* Set task: List each line in which the string "components" appears.

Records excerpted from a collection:
################

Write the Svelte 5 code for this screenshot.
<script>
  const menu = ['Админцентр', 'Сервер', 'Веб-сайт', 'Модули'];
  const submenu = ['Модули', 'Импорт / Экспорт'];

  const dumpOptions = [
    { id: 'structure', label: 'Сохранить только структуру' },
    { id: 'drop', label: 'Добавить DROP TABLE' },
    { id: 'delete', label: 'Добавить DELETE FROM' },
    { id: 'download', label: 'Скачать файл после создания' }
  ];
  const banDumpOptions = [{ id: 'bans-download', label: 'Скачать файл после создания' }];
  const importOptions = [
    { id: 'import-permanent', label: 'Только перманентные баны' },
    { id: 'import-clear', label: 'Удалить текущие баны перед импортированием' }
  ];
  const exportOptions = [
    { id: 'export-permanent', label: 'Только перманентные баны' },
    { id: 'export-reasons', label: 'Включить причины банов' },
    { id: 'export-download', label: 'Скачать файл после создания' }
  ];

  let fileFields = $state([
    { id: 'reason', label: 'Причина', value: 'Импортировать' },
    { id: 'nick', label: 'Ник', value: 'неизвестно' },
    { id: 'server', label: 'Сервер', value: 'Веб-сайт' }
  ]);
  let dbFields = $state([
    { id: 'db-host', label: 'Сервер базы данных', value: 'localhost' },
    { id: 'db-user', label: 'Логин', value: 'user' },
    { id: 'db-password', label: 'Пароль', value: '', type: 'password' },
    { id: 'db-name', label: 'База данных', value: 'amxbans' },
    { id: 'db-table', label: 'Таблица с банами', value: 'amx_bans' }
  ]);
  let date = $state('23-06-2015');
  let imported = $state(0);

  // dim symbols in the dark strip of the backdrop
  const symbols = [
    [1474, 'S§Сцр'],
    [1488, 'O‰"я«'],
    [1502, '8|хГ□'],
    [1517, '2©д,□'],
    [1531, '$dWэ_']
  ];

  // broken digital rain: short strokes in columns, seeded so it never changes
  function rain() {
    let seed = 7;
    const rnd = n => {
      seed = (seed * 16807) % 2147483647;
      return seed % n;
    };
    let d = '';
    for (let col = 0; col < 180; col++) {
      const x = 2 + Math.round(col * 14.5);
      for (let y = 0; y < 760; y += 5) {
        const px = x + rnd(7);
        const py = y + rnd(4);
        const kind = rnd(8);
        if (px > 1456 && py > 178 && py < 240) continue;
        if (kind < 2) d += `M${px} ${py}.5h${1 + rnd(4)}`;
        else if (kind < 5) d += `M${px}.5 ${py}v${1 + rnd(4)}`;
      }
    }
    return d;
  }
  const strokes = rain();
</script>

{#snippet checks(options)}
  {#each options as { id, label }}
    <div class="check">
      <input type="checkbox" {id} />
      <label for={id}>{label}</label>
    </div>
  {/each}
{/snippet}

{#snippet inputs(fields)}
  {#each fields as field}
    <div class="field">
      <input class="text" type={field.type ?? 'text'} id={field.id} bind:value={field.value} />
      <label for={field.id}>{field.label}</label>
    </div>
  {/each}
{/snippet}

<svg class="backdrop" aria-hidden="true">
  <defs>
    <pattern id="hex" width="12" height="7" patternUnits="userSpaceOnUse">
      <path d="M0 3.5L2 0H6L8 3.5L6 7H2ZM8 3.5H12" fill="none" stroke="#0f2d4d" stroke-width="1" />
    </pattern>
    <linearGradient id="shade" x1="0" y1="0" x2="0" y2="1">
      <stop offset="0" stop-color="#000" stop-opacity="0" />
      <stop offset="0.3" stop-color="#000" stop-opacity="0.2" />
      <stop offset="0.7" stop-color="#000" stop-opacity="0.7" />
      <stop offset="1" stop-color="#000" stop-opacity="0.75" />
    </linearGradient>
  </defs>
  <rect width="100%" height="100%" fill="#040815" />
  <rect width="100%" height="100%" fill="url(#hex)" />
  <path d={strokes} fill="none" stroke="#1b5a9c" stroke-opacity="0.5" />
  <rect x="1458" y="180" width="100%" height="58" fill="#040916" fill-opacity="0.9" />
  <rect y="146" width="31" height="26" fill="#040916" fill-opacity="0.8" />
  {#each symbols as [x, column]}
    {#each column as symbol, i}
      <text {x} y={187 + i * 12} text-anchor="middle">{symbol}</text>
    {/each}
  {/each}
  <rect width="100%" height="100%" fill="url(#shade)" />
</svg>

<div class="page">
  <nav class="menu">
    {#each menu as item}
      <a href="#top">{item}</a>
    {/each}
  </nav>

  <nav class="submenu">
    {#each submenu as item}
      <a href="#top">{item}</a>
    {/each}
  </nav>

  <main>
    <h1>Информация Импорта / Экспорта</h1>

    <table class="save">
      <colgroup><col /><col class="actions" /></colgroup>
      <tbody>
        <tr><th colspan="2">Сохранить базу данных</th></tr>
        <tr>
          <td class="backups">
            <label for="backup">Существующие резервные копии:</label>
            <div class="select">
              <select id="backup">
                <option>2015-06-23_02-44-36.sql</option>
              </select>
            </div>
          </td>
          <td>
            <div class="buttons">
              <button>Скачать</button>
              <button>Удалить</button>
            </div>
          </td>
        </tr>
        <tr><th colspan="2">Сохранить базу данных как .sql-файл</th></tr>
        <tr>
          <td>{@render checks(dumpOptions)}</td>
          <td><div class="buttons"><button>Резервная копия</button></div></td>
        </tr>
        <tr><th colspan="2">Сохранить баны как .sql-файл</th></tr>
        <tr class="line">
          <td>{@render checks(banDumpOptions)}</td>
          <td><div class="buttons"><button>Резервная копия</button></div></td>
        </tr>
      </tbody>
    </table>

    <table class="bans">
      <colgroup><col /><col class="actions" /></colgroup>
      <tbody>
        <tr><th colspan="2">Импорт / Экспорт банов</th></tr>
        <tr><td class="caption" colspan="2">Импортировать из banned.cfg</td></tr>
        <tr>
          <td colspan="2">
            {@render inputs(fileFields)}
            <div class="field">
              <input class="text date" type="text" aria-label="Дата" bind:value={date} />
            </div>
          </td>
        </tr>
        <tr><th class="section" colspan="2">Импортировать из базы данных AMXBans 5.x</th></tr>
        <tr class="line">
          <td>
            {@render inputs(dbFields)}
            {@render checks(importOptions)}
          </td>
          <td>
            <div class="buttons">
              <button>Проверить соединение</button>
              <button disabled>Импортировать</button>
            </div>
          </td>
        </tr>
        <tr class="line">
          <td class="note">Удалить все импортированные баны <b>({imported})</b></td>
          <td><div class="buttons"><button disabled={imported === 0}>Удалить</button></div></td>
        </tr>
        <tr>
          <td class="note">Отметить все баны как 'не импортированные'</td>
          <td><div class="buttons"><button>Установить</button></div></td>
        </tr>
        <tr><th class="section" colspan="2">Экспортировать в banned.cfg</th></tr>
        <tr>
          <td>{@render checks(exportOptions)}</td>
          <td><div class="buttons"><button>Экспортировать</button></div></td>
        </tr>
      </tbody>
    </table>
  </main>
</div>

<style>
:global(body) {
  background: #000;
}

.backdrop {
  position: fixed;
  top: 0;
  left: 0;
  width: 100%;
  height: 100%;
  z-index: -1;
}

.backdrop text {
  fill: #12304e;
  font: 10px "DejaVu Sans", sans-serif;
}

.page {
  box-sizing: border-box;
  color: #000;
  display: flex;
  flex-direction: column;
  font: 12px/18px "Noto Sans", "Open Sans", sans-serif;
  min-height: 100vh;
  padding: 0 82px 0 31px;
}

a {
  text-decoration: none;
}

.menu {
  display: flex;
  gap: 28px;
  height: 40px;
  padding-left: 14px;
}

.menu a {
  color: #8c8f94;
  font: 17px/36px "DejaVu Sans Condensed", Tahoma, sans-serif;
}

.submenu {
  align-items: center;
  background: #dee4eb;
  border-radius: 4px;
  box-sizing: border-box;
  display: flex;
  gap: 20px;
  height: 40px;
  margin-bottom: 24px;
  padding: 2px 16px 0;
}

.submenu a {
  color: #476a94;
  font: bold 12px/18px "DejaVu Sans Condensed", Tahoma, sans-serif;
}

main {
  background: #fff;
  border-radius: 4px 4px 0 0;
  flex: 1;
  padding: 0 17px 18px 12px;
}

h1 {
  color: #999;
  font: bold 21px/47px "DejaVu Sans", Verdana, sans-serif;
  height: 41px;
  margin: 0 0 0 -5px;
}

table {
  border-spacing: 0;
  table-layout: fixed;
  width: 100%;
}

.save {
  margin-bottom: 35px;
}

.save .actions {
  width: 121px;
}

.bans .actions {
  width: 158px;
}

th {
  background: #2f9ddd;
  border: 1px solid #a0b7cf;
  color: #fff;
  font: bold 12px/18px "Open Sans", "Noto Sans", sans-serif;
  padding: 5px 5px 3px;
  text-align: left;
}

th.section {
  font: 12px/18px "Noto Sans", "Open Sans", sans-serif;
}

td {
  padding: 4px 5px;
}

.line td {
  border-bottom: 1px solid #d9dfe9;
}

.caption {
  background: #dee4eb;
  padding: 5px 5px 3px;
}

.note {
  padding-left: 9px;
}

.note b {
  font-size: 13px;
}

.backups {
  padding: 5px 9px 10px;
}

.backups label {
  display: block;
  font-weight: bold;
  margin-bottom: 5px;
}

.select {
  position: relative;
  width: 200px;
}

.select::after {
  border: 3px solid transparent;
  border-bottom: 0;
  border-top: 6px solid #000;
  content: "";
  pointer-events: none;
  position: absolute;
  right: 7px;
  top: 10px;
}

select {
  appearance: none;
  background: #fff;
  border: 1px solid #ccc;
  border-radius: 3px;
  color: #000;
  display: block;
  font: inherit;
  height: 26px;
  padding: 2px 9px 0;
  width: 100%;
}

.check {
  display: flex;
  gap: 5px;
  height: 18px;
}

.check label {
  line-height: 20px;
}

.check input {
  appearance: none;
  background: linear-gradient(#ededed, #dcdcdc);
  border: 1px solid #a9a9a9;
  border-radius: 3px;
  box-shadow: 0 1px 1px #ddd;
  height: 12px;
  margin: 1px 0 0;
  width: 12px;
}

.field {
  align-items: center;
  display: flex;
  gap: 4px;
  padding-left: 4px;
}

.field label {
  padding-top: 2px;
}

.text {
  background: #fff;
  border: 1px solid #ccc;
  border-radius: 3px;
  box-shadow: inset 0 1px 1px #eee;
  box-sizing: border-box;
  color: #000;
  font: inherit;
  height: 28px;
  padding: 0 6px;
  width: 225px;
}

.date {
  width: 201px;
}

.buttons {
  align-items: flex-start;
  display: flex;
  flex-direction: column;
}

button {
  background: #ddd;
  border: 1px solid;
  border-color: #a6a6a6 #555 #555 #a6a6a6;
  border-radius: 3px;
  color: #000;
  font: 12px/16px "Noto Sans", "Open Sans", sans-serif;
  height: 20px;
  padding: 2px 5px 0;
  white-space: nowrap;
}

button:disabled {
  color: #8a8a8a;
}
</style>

################

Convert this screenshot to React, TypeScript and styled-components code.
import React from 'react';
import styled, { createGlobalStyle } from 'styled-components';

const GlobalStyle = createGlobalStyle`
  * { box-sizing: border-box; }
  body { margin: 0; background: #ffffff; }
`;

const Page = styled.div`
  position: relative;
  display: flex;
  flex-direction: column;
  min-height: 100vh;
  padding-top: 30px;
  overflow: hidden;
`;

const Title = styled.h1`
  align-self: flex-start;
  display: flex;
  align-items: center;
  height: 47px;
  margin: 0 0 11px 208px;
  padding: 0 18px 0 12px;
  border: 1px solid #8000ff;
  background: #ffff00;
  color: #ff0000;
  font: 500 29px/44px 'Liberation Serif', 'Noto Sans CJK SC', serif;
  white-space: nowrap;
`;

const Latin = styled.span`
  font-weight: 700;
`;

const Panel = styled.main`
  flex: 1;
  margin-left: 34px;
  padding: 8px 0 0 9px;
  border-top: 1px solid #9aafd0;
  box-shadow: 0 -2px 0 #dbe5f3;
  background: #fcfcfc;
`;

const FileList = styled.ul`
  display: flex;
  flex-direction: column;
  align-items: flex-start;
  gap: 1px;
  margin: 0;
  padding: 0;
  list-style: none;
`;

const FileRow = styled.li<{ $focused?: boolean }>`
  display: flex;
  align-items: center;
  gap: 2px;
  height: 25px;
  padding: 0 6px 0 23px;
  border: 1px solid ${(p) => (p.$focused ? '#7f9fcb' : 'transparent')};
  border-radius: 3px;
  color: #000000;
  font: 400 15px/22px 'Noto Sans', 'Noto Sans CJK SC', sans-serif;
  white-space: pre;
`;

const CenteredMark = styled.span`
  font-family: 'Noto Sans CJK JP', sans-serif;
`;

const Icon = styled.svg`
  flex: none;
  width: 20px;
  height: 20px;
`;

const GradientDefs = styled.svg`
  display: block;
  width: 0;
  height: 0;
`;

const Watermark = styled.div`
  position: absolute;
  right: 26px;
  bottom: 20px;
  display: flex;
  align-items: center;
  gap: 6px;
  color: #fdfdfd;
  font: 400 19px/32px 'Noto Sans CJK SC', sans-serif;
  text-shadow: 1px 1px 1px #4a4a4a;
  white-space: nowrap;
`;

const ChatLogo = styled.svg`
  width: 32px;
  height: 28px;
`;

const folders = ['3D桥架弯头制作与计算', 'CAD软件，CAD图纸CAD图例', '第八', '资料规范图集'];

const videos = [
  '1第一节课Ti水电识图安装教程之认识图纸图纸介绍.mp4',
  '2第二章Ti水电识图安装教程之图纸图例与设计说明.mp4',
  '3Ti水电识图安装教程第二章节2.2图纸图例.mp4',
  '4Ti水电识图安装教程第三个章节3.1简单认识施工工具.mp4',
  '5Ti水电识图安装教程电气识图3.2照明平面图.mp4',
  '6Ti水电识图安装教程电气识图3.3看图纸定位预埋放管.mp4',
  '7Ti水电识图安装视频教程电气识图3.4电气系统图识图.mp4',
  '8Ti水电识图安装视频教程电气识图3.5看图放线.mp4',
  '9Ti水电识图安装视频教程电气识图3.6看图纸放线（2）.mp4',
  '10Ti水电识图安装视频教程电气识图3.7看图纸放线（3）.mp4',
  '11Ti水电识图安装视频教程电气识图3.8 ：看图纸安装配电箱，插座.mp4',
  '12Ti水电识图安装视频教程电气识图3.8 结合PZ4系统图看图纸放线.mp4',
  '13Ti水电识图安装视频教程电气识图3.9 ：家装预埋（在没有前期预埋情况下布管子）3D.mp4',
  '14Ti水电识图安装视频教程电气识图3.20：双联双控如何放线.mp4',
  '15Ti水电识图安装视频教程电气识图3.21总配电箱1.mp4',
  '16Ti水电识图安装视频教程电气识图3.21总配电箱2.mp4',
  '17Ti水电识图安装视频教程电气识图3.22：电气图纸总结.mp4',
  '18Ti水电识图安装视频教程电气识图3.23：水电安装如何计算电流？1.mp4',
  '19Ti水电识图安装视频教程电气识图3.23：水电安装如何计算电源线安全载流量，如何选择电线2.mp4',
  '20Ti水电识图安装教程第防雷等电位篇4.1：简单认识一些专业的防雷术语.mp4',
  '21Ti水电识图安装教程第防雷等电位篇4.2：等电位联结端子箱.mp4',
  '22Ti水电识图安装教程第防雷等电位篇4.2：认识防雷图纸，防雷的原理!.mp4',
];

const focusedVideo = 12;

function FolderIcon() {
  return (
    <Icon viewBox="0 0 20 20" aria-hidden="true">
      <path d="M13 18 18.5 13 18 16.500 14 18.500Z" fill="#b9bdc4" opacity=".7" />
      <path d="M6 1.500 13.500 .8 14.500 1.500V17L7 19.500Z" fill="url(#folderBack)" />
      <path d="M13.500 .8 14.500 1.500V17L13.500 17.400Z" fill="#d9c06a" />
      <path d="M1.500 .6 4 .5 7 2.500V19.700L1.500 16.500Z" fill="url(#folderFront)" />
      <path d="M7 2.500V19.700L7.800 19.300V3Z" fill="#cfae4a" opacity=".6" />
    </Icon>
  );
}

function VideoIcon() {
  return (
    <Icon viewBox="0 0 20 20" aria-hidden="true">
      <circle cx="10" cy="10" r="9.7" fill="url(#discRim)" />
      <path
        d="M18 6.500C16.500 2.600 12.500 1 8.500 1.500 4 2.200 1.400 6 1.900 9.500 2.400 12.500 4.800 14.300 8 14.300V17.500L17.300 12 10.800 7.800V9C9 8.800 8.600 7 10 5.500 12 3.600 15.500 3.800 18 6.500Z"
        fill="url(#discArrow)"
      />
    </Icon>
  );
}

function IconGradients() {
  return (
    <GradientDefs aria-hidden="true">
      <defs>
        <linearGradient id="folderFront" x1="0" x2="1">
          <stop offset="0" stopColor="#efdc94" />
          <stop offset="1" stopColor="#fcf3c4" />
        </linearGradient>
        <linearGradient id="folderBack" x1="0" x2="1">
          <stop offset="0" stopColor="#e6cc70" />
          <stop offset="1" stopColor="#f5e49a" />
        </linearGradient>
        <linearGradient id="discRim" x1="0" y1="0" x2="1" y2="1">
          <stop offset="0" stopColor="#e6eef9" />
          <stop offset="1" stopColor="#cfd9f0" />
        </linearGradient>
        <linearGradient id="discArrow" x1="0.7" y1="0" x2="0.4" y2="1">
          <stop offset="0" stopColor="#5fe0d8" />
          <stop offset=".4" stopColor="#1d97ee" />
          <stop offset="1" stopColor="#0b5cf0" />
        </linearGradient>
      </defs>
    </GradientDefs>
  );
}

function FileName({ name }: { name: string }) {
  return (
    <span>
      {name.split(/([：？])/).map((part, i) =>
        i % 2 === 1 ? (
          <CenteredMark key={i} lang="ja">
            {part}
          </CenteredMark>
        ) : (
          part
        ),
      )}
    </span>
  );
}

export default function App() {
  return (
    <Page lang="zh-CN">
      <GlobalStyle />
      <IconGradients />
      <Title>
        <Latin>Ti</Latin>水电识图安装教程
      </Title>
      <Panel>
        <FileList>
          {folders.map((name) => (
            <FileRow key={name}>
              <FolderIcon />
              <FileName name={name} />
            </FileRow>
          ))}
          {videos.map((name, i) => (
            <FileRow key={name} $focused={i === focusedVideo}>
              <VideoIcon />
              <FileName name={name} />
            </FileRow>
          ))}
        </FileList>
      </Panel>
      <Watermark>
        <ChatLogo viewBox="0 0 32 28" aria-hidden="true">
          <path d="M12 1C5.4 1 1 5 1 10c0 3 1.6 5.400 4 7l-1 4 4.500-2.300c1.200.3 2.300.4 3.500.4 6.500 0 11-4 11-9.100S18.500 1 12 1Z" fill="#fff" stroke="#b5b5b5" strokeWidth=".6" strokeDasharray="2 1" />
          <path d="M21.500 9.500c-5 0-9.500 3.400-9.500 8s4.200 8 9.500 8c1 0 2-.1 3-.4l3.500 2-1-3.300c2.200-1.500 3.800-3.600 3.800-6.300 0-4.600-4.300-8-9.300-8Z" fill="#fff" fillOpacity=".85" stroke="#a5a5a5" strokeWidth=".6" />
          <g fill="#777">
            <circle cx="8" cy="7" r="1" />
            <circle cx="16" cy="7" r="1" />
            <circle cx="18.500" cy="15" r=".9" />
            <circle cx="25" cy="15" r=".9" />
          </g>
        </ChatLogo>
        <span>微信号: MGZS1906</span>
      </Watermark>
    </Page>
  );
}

################

* Exercise output:
Convert this screenshot to React, TypeScript and styled-components code.
import styled, { createGlobalStyle } from 'styled-components';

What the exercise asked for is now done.